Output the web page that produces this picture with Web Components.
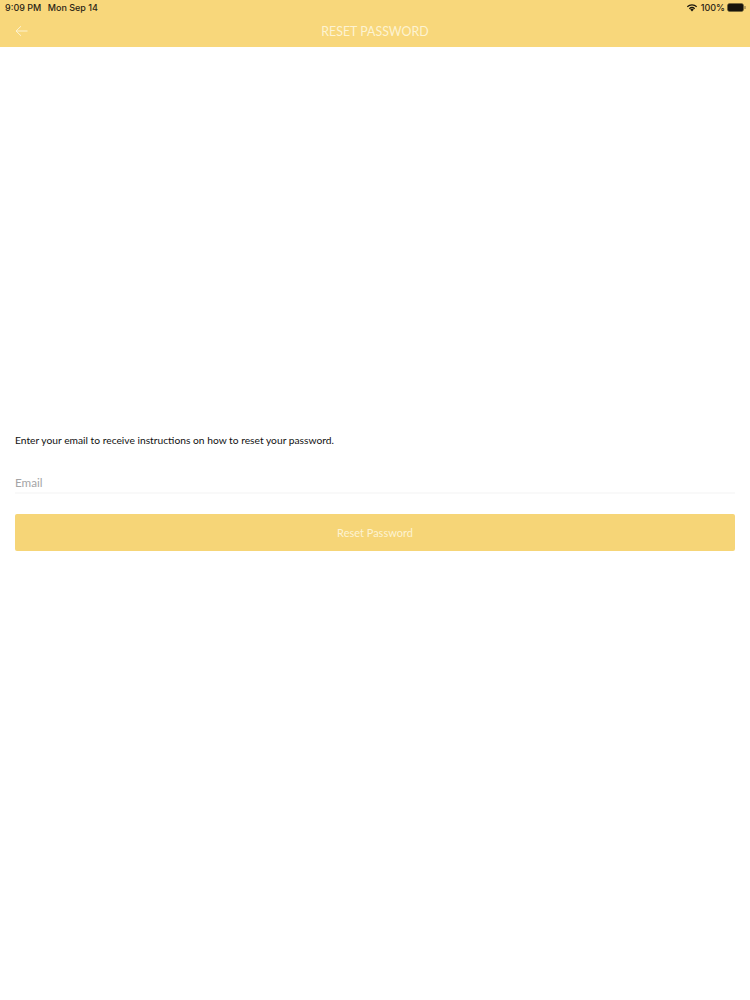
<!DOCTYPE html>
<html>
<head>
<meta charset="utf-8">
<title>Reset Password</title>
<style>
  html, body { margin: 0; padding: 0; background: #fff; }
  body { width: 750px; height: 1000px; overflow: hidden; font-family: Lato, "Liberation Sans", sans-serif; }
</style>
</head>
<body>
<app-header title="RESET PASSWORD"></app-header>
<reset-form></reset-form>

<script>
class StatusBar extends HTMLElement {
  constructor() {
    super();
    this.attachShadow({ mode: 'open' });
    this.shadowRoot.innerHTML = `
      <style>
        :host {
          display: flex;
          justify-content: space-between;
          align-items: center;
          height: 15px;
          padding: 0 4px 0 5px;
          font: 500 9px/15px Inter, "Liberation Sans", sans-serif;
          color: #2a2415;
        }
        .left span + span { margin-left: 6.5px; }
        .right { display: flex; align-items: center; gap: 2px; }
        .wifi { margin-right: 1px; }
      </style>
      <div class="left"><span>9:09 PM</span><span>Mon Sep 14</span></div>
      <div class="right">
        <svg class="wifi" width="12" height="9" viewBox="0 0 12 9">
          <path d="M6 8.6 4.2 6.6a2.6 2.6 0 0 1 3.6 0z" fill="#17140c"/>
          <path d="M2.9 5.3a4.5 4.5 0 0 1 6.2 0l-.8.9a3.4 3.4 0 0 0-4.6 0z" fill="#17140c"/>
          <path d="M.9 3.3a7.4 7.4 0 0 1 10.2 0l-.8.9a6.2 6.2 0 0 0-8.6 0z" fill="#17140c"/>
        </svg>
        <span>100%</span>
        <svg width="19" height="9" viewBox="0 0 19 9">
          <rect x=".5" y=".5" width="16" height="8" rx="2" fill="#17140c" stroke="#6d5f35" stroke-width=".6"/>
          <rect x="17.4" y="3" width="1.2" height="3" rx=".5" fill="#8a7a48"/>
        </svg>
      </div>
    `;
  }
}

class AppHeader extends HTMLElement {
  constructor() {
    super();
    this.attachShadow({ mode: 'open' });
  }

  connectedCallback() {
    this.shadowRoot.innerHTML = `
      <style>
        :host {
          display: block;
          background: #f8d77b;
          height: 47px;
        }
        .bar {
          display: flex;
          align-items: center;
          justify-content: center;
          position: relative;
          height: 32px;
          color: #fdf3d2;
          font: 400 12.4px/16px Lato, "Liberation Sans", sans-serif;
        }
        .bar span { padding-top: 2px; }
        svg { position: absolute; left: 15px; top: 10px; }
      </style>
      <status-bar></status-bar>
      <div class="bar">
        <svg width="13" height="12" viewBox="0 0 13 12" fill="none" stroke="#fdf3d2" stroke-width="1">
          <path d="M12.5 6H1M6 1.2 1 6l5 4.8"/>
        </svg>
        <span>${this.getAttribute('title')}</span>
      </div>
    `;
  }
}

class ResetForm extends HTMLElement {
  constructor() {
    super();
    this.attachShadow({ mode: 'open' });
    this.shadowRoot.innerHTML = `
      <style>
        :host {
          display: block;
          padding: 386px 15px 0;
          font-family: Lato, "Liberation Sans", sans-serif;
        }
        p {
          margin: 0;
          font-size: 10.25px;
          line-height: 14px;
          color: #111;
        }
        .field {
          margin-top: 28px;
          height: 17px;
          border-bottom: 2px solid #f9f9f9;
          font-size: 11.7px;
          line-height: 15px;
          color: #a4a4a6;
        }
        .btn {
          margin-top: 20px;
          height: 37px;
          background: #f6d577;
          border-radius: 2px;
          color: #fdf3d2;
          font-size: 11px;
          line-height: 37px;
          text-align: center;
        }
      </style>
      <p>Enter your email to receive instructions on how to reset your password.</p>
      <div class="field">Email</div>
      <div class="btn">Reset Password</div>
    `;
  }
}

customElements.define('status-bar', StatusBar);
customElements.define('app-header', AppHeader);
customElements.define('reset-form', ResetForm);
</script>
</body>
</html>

- **Your objective**: Reproduce exactly the run of lines that opens the listing and closes with the line holding "<reset-form></reset-form>". Pictures are excluded.

- **Output below**:
Output the web page that produces this picture with Web Components.
<!DOCTYPE html>
<html>
<head>
<meta charset="utf-8">
<title>Reset Password</title>
<style>
  html, body { margin: 0; padding: 0; background: #fff; }
  body { width: 750px; height: 1000px; overflow: hidden; font-family: Lato, "Liberation Sans", sans-serif; }
</style>
</head>
<body>
<app-header title="RESET PASSWORD"></app-header>
<reset-form></reset-form>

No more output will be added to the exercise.